The early days of the New Mexico Farm and Ranch Heritage Museum, before the building was completed, are discussed. Tensions existed between the Heritage Foundation Board and the Museum Board, but despite these tensions Schickedanz is proud of the end result, and feels that we have developed into "a classic small town museum." He likes the fact that we are trying to show the larger aspect of agriculture, and feels that the programs we offer are good because we are getting young people involved. The early vision was for the Museum to be a demonstration farm, but that was an expensive vision. One of the pitfalls of a demonstration farm is that the things for people to see are only there during growing season, so the rest of the year there is only dirt to look at.

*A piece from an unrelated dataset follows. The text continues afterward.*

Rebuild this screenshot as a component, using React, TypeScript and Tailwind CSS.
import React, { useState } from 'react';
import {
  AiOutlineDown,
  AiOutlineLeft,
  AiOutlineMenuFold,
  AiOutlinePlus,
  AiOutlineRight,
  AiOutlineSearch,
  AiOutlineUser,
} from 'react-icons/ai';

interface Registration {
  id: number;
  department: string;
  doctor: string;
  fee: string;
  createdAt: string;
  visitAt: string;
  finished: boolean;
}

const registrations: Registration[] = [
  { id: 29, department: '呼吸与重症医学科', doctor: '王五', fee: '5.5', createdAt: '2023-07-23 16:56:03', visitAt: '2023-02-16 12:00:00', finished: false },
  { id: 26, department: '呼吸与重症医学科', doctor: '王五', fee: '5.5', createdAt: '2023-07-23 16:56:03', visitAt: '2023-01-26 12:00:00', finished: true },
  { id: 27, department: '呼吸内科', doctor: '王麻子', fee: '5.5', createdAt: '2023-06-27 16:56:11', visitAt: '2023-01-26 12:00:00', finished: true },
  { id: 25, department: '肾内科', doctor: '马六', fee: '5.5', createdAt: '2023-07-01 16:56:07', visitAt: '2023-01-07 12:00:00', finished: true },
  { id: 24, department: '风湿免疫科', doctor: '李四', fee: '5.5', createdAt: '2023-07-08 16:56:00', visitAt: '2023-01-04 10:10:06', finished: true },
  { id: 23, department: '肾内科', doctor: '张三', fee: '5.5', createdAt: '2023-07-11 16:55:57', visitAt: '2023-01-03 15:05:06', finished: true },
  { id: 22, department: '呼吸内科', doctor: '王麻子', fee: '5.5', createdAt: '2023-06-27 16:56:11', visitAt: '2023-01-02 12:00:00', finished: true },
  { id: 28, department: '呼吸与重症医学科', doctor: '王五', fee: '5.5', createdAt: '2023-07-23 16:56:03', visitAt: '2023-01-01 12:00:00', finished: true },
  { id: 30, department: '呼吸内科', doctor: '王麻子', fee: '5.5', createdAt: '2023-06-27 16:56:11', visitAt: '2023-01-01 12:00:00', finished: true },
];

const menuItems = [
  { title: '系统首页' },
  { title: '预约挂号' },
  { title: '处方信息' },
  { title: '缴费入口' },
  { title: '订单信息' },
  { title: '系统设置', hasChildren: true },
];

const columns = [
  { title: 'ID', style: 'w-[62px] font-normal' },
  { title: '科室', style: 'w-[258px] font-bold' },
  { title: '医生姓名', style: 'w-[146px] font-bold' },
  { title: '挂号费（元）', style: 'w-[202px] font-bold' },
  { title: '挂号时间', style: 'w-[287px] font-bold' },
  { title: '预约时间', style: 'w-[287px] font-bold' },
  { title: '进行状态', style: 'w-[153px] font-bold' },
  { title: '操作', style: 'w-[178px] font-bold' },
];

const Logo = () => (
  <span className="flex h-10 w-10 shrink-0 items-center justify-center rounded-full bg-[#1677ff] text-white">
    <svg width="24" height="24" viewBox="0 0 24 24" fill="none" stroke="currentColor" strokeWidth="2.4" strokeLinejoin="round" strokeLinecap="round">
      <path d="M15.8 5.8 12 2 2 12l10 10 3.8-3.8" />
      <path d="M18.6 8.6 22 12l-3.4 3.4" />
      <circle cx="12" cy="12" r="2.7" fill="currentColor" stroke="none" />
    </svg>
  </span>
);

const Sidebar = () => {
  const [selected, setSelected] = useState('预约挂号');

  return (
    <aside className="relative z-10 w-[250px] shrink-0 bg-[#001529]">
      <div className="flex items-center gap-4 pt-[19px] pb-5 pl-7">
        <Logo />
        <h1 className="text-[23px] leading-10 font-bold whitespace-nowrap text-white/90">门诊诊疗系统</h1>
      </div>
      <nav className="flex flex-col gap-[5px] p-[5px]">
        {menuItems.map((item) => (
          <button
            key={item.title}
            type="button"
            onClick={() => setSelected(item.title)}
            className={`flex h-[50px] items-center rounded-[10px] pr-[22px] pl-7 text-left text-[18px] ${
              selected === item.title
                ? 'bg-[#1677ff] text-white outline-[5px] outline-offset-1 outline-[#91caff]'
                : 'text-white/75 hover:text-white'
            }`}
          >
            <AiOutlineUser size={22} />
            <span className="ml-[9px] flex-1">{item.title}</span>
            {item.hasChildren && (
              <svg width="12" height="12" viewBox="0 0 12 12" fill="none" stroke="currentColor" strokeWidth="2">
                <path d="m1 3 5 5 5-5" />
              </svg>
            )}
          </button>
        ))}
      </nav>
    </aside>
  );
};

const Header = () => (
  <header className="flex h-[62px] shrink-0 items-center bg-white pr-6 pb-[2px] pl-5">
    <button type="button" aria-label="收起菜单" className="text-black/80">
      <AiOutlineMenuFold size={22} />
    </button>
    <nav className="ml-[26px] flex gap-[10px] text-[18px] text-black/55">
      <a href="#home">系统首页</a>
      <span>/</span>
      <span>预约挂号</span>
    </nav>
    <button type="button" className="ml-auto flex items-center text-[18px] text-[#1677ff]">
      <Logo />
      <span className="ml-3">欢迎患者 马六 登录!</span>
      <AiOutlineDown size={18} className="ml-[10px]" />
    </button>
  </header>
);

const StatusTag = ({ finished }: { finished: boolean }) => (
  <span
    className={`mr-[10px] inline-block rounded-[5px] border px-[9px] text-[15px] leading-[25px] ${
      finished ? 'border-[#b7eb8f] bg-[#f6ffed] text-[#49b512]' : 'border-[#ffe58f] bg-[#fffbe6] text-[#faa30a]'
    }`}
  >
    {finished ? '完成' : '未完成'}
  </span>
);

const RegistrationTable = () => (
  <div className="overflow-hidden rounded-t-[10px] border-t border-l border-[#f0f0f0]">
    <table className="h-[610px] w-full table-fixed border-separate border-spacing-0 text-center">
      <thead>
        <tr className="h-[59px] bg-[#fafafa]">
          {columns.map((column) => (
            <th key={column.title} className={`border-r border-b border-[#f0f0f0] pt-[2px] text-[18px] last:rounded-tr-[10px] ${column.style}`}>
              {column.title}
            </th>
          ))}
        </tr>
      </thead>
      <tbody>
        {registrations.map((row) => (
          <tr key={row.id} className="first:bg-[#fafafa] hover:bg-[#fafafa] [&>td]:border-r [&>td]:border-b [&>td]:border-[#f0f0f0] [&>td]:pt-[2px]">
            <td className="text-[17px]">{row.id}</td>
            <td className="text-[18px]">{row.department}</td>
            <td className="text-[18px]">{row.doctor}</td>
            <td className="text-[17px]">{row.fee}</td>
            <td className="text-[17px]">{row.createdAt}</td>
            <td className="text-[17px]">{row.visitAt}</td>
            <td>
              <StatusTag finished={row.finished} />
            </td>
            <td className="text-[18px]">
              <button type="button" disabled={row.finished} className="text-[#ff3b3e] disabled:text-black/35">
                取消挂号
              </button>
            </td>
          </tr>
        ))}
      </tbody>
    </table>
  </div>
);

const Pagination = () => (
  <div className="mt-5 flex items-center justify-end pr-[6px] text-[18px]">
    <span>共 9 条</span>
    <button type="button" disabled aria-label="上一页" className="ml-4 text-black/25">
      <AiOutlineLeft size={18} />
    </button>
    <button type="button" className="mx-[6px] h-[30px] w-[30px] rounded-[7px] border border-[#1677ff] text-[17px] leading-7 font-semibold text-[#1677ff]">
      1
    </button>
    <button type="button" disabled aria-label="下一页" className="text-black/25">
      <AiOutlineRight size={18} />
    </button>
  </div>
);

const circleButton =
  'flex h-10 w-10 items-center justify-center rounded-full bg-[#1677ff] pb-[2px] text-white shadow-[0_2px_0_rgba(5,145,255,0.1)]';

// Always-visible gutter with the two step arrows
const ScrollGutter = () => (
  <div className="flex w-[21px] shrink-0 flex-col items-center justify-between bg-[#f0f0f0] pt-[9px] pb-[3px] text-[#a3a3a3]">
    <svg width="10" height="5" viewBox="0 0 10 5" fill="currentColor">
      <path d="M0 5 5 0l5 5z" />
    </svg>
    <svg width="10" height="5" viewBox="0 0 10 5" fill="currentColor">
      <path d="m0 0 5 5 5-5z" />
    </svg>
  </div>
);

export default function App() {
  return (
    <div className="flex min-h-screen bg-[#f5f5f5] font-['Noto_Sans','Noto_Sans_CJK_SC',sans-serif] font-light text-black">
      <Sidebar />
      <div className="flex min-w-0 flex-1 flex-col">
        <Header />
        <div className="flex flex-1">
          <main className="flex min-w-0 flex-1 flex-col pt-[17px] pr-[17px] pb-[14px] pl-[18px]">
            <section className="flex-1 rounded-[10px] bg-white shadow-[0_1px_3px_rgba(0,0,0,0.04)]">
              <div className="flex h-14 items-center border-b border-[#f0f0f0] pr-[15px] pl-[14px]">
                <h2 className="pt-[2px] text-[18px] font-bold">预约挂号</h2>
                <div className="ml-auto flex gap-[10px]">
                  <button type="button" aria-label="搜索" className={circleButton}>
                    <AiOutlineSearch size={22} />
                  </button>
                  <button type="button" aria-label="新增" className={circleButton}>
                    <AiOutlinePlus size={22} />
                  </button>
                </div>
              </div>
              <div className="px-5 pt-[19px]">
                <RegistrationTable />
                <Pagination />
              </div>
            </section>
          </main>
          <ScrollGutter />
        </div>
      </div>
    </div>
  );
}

Schickedanz believes that the biggest obstacle for this Museum is money. He envisions that it will become more of a destination as more people move to the area, and he hopes that we can keep the open space around the facility. He believes that if the Museum can get on one of the transit routes it would increase our attendance, especially now that Centennial High School has been built.

Tape 4, Side A

Schickedanz believes that NMSU has moved from generalists to specialists in terms of degree programs. He believes that specialists, while they are needed in all fields of study, often cannot see beyond their chosen field of study and do not think about how their discovery might affect things down the line. Developments of new chile varieties are one example. The specialists develop the new variety but do not think about how the new variety might affect water use or pesticide use. He gives another example of developing breeds of larger cows but they do not consider that these new breeds may not stand up to the heat in this area.

He is concerned about the future of agriculture in the United States. He believes that if this country has to depend on others for food then we will be in for trouble. He is also concerned about foods form other countries being safe because other countries do not have the same standards and controls on pesticides as we have in this country.